Of course, all these figures could change as councils decide to spend more on EV charging infrastructure, but that’s where Centrica identified an even more worrying trend. Of the over 400 councils it contacted, 126 councils admitted to having no concrete plans to install more EV chargers than they have already earmarked between now and the end of 2025. 

“The latest figures released today demonstrate the need for all UK councils to play their part in helping to achieve the 2030 ban. Whilst it’s great news that the government is providing initiatives to make the transition more affordable, cost isn’t the only barrier,” commented Amanda Stretton, sustainable transport editor at Centrica.

“With half of drivers attributing lack of chargers as the main reason preventing them from purchasing an EV, it’s unfair that those without a driveway risk getting left behind”

Which councils are planning the most EV chargers?

The councils planning to install the most chargers, according to Centrica, are as follows:

  • Westminster: 500.2
  • Kent: 240.3
  • Stirling: 156.0
  • Plymouth: 122.1
  • Haringey: 111.7
  • York: 97.8
  • Gwynedd: 80.3
  • Richmond upon Thames: 70.7
  • Hackney: 65.8
  • Brent: 64.0

Will the lack of council-installed chargers hurt the EV market?

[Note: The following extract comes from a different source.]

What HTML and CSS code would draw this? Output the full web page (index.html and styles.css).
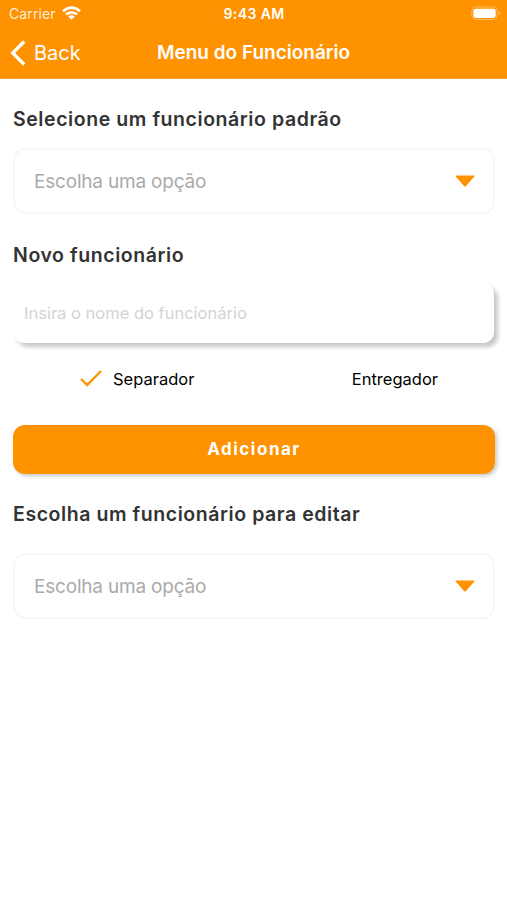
FILE: index.html
```html
<!DOCTYPE html>
<html lang="pt-BR">
<head>
<meta charset="utf-8">
<title>Menu do Funcionário</title>
<link rel="stylesheet" href="styles.css">
</head>
<body>
<header class="header">
  <div class="status">
    <div class="carrier"><span>Carrier</span>
      <svg class="wifi" width="19" height="14" viewBox="0 0 19 14" fill="none" stroke="#fff" stroke-width="2.6"><path d="M1 5.2Q9.5-2 18 5.2M4 8.6Q9.5 4 15 8.6"/><path d="M6.2 10.6Q9.5 8 12.8 10.6L9.5 13.8Z" fill="#fff" stroke="none"/></svg>
    </div>
    <span class="time">9:43 AM</span>
    <svg class="battery" width="30" height="15" viewBox="0 0 30 15"><rect x=".8" y="1" width="25.4" height="12.5" rx="4" fill="none" stroke="#ffb95c" stroke-width="1"/><rect x="2.3" y="2.7" width="22.4" height="9.2" rx="2.3" fill="#fff"/><path d="M27.7 5.3q3 2 0 4z" fill="#ffc477"/></svg>
  </div>
  <nav class="nav">
    <div class="back"><svg width="16" height="26" viewBox="0 0 16 26" fill="none" stroke="#fff" stroke-width="3.3"><path d="M14.2 1.5L2.7 13 14.2 24.5"/></svg><span>Back</span></div>
    <h1 class="title">Menu do Funcionário</h1>
    <span></span>
  </nav>
</header>
<main class="content">
  <h2 class="heading default">Selecione um funcionário padrão</h2>
  <div class="select"><span>Escolha uma opção</span><svg width="20" height="12" viewBox="0 0 20 12"><path d="M1 .5H19Q20 .7 19.3 1.6L11 11Q10 12 9 11L.7 1.6Q0 .7 1 .5Z" fill="#ff9200"/></svg></div>
  <h2 class="heading new">Novo funcionário</h2>
  <div class="field"><span>Insira o nome do funcionário</span></div>
  <div class="roles">
    <div class="role"><svg width="22" height="17" viewBox="0 0 22 17" fill="none" stroke="#ff9200" stroke-width="2.3"><path d="M1 9L7.2 15.1 21 1"/></svg><span>Separador</span></div>
    <div class="role other"><span>Entregador</span></div>
  </div>
  <div class="button"><span>Adicionar</span></div>
  <h2 class="heading edit">Escolha um funcionário para editar</h2>
  <div class="select"><span>Escolha uma opção</span><svg width="20" height="12" viewBox="0 0 20 12"><path d="M1 .5H19Q20 .7 19.3 1.6L11 11Q10 12 9 11L.7 1.6Q0 .7 1 .5Z" fill="#ff9200"/></svg></div>
</main>
</body>
</html>
```
FILE: styles.css
```css
* { box-sizing: border-box; }
body { margin: 0; background: #fff; font-family: Inter, "Liberation Sans", sans-serif; }
h1, h2 { margin: 0; }
svg { display: block; flex: none; }
span, h1, h2 { white-space: nowrap; }
.header { height: 79px; background: #ff9200; border-bottom: 1px solid #ffa42b; color: #fff; }
.status { height: 27px; display: grid; grid-template-columns: 1fr auto 1fr; align-items: center; padding: 0 6px 0 9px; }
.carrier { display: flex; align-items: center; gap: 6px; font-size: 14px; letter-spacing: .1px; color: #ffedd5; }
.wifi { margin-top: -2px; }
.time { font-size: 14px; font-weight: 600; letter-spacing: .4px; margin-right: 2px; }
.battery { justify-self: end; }
.nav { height: 51px; display: grid; grid-template-columns: 1fr auto 1fr; align-items: center; padding: 0 10px; }
.back { display: flex; align-items: center; gap: 8px; font-size: 20px; }
.title { font-size: 19px; font-weight: 600; }
.content { padding: 0 12px 0 13px; }
.heading { font-size: 19.5px; font-weight: 600; line-height: 24px; letter-spacing: .57px; color: #333; }
.default { margin: 28px 0 17px; }
.select { height: 66px; border: 2px solid #f7f7f7; border-radius: 12px; padding: 0 18px 0 19px; display: flex; align-items: center; justify-content: space-between; font-size: 19px; letter-spacing: -.2px; color: #aaa; }
.new { margin: 29px 0 16px; }
.field { height: 60px; margin-right: 1px; border-radius: 11px; background: #fff; box-shadow: 4px 4px 4px rgba(0, 0, 0, .22); display: flex; align-items: center; padding: 0 11px; font-size: 16.5px; color: #d3d3d3; }
.roles { height: 82px; padding: 0 57px 11px 67px; display: flex; justify-content: space-between; align-items: center; font-size: 16.5px; color: #000; }
.role { display: flex; align-items: center; gap: 11px; }
.button { height: 49px; border-radius: 12px; background: #ff9200; box-shadow: 2px 2px 4px rgba(0, 0, 0, .22); display: flex; align-items: center; justify-content: center; color: #fff; font-size: 17px; font-weight: 700; letter-spacing: 1.5px; padding-bottom: 1px; }
.edit { margin: 28px 0 27px; }
```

While the lack of on-street chargers provided by local councils will be of concern to those who don’t own driveways, there are thankfully a myriad of options for charging. 

According to Zap-Map, there are more than 13,461 locations in the UK for charging an electric vehicle, with a total of 21,239 individual chargers. That’s more than the estimated 8,385 petrol stations that are currently operating in the UK. 

Unfortunately, these chargers tend to be more expensive than those who can charge at home, but they offer one benefit – the ability to charge at much faster speeds. There are thousands of rapid chargers which can charge an EV in under 30 minutes, while the bulk of chargers available offer fast charging.